Leave our lives alone unless you’re going to take the responsibility to do the research. I realize it seems I’m conflating novelists with filmmakers, but having given up on Hollywood I’m really more interested in the responsibility of writers to get it right.

2 thoughts on “Novelists’ responsibility to history?

  1. kitty

    Should there be or is there a word for a combination of truth and fiction on the screen, in a book or screenplay—does docudrama cover it as infomercials that pretend to be news
    fill TV. Is the vast array of misinformation that comes our way each day through the media just the way it is. I was looking for news about the Ukraine and Russia’s attempt to sabotage it’s fledgling democracy this morning and came upon Food, Inc on channel PIVOT—listening to that was a jolt of reality and then after a friend suggested it found AJAM–Al Jazerra—I had heard all the negatives re it but when I found the news re the Ukraine and more I realized this is what I used to turn on CNN to find but could find no longer.

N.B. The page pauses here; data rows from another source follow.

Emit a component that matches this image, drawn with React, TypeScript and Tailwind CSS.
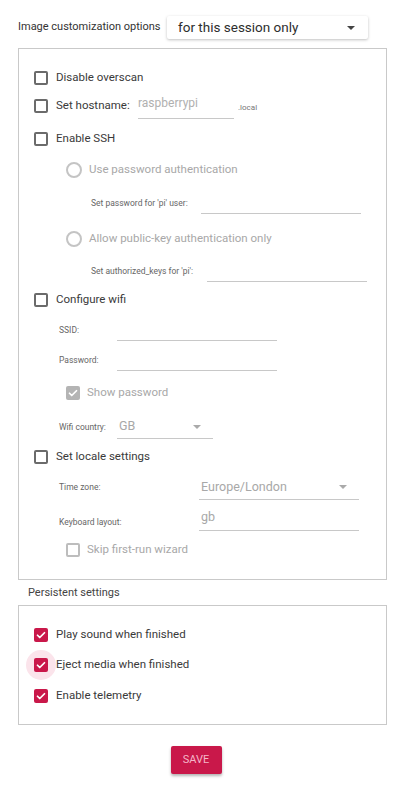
import React from 'react';

const Check: React.FC<{ className?: string }> = ({ className }) => (
  <svg viewBox="0 0 24 24" className={className} fill="none" stroke="currentColor" strokeWidth={3.5} strokeLinecap="round" strokeLinejoin="round">
    <path d="M5 12.5l4.5 4.5L19 7.5" />
  </svg>
);

const Box: React.FC<{ checked?: boolean; tone?: 'pink' | 'gray' | 'dark' | 'light' }> = ({ checked, tone = 'dark' }) => {
  if (checked) {
    const bg = tone === 'pink' ? 'bg-[#c9184a]' : 'bg-[#b4b4b4]';
    return (
      <span className={`flex h-[14px] w-[14px] shrink-0 items-center justify-center rounded-[2px] ${bg}`}>
        <Check className="h-[12px] w-[12px] text-white" />
      </span>
    );
  }
  const border = tone === 'light' ? 'border-[#bdbdbd]' : 'border-[#6b6b6b]';
  return <span className={`block h-[14px] w-[14px] shrink-0 rounded-[2px] border-2 ${border}`} />;
};

const Arrow2: React.FC = () => (
  <span className="block h-0 w-0 border-x-[4px] border-t-[4px] border-x-transparent border-t-[#aaa]" />
);

const CheckRow: React.FC<{ label: string; className?: string }> = ({ label, className = '' }) => (
  <div className={`flex h-[30px] items-center gap-[8px] pl-[15px] ${className}`}>
    <Box />
    <span className="text-[11.5px] text-[#3a3a3a]">{label}</span>
  </div>
);

const Radio: React.FC<{ label: string; className?: string }> = ({ label, className = '' }) => (
  <div className={`flex h-[30px] items-center gap-[7px] pl-[47px] ${className}`}>
    <span className="block h-[16px] w-[16px] shrink-0 rounded-full border-2 border-[#c4c4c4]" />
    <span className="text-[11.5px] text-[#a8a8a8]">{label}</span>
  </div>
);

const Field: React.FC<{ label: string; labelW: string; inputW: string; pl: string; className?: string }> = ({
  label,
  labelW,
  inputW,
  pl,
  className = '',
}) => (
  <div className={`flex items-center ${pl} ${className}`}>
    <span className={`${labelW} shrink-0 text-[8.5px] text-[#666]`}>{label}</span>
    <span className={`block h-[21px] ${inputW} border-b border-[#c8c8c8]`} />
  </div>
);

export default function App() {
  return (
    <div className="min-h-[788px] w-[401px] bg-white font-['Roboto','Liberation_Sans',sans-serif]">
      <div className="flex items-center pl-[18px] pt-[16px]">
        <span className="w-[149px] text-[11px] text-[#333]">Image customization options</span>
        <div className="flex h-[23px] w-[201px] items-center justify-between rounded-[2px] bg-white pl-[11px] pr-[13px] shadow-[0_1px_3px_rgba(0,0,0,0.25)]">
          <span className="text-[13.5px] text-[#2e2e2e]">for this session only</span>
          <span className="block h-0 w-0 border-x-[4px] border-t-[4px] border-x-transparent border-t-[#444]" />
        </div>
      </div>

      <div className="ml-[18px] mt-[9px] w-[369px] border border-[#c9c9c9] pb-[14px] pt-[14px]">
        <CheckRow label="Disable overscan" />

        <div className="flex h-[26px] items-center pl-[15px]">
          <Box />
          <span className="ml-[8px] w-[82px] text-[11.5px] text-[#3a3a3a]">Set hostname:</span>
          <div className="flex h-[25px] w-[96px] items-start border-b border-[#c8c8c8]">
            <span className="text-[12px] text-[#b0b0b0]">raspberrypi</span>
          </div>
          <span className="ml-[4px] mt-[4px] text-[8px] text-[#777]">.local</span>
        </div>

        <CheckRow label="Enable SSH" className="mt-[5px]" />
        <Radio label="Use password authentication" className="mt-[1px]" />
        <Field label="Set password for 'pi' user:" labelW="w-[110px]" inputW="w-[160px]" pl="pl-[72px]" className="mt-[8px]" />
        <Radio label="Allow public-key authentication only" className="mt-[10px]" />
        <Field label="Set authorized_keys for 'pi':" labelW="w-[116px]" inputW="w-[160px]" pl="pl-[72px]" className="mt-[7px]" />

        <CheckRow label="Configure wifi" className="mt-[3px]" />
        <Field label="SSID:" labelW="w-[58px]" inputW="w-[160px]" pl="pl-[40px]" className="mt-[5px]" />
        <Field label="Password:" labelW="w-[58px]" inputW="w-[160px]" pl="pl-[40px]" className="mt-[9px]" />
        <div className="mt-[7px] flex h-[30px] items-center gap-[7px] pl-[47px]">
          <Box checked tone="gray" />
          <span className="text-[11.5px] text-[#a8a8a8]">Show password</span>
        </div>
        <div className="mt-[7px] flex items-center pl-[40px]">
          <span className="w-[58px] shrink-0 text-[8.5px] text-[#666]">Wifi country:</span>
          <div className="flex h-[24px] w-[96px] items-center justify-between border-b border-[#c8c8c8] pl-[2px] pr-[12px]">
            <span className="text-[12.5px] text-[#a8a8a8]">GB</span>
            <Arrow2 />
          </div>
        </div>

        <CheckRow label="Set locale settings" className="mt-[3px]" />
        <div className="mt-[3px] flex items-center pl-[40px]">
          <span className="w-[140px] shrink-0 text-[8.5px] text-[#666]">Time zone:</span>
          <div className="flex h-[25px] w-[160px] items-center justify-between border-b border-[#c8c8c8] pl-[2px] pr-[12px]">
            <span className="text-[12.5px] text-[#a8a8a8]">Europe/London</span>
            <Arrow2 />
          </div>
        </div>
        <div className="mt-[9px] flex items-center pl-[40px]">
          <span className="mt-[4px] w-[140px] shrink-0 text-[8.5px] text-[#666]">Keyboard layout:</span>
          <div className="flex h-[22px] w-[160px] items-start border-b border-[#c8c8c8] pl-[2px]">
            <span className="text-[12.5px] leading-[16px] text-[#a8a8a8]">gb</span>
          </div>
        </div>
        <div className="mt-[4px] flex h-[30px] items-center gap-[7px] pl-[47px]">
          <Box tone="light" />
          <span className="text-[11.5px] text-[#a8a8a8]">Skip first-run wizard</span>
        </div>
      </div>

      <div className="mt-[6px] pl-[28px] text-[11px] leading-[14px] text-[#444]">Persistent settings</div>

      <div className="ml-[18px] mt-[5px] w-[369px] border border-[#c9c9c9] pb-[13px] pt-[14px]">
        <div className="flex h-[30px] items-center gap-[8px] pl-[15px]">
          <Box checked tone="pink" />
          <span className="text-[11.5px] text-[#3a3a3a]">Play sound when finished</span>
        </div>
        <div className="flex h-[30px] items-center gap-[8px] pl-[15px]">
          <span className="relative flex h-[14px] w-[14px] items-center justify-center">
            <span className="absolute left-[-8px] top-[-8px] h-[30px] w-[30px] rounded-full bg-[#fbe4eb]" />
            <span className="relative">
              <Box checked tone="pink" />
            </span>
          </span>
          <span className="relative text-[11.5px] text-[#3a3a3a]">Eject media when finished</span>
        </div>
        <div className="mt-[1px] flex h-[30px] items-center gap-[8px] pl-[15px]">
          <Box checked tone="pink" />
          <span className="text-[11.5px] text-[#3a3a3a]">Enable telemetry</span>
        </div>
      </div>

      <div className="mt-[21px] flex justify-center pr-[9px]">
        <button className="flex h-[28px] w-[51px] items-center justify-center rounded-[2px] bg-[#c9184a] text-[11px] text-[#f4b6c8] shadow-[0_2px_3px_rgba(0,0,0,0.3)]">
          SAVE
        </button>
      </div>
    </div>
  );
}
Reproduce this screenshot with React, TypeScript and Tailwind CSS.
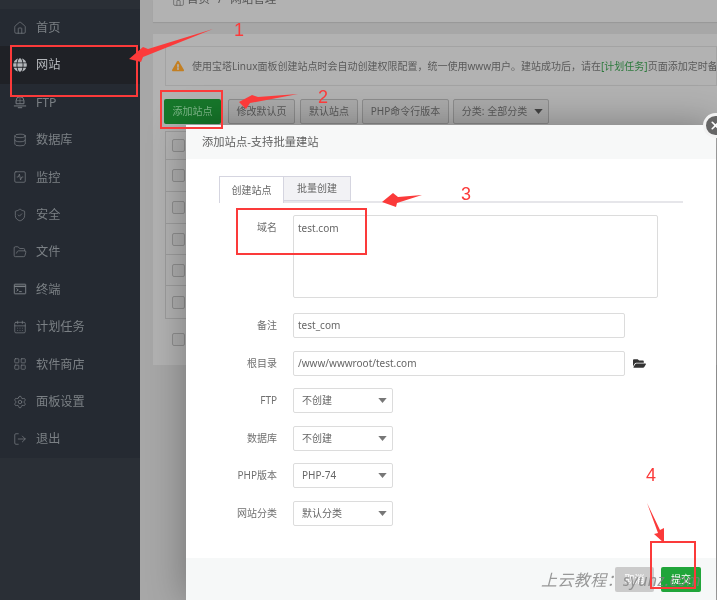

Other channels it’s all about entertainment or fear mongering re child molesters, car accidents and burglers in the local news.
    Truth seems to have become a casualty of the 24 news cycle .

  2. Interesting speculations here. I’ve been repeatedly exasperated to find (mostly through the reading of various memoirs) that someone I assumed was straight wasn’t. For some reason, it makes me angry every time that happens! It’s like there needs to be an entire GLBTQ history/literary curriculum developed, as a corrective to the erasure-prone previous ones. I just hope the sexual orientation of writers, playwrights, filmmakers, etc. who are being taught in high schools and colleges these days IS being mentioned , especially when it bears directly on those creators’ choice (or avoidance, or sublimation) of themes, characters, plots, etc.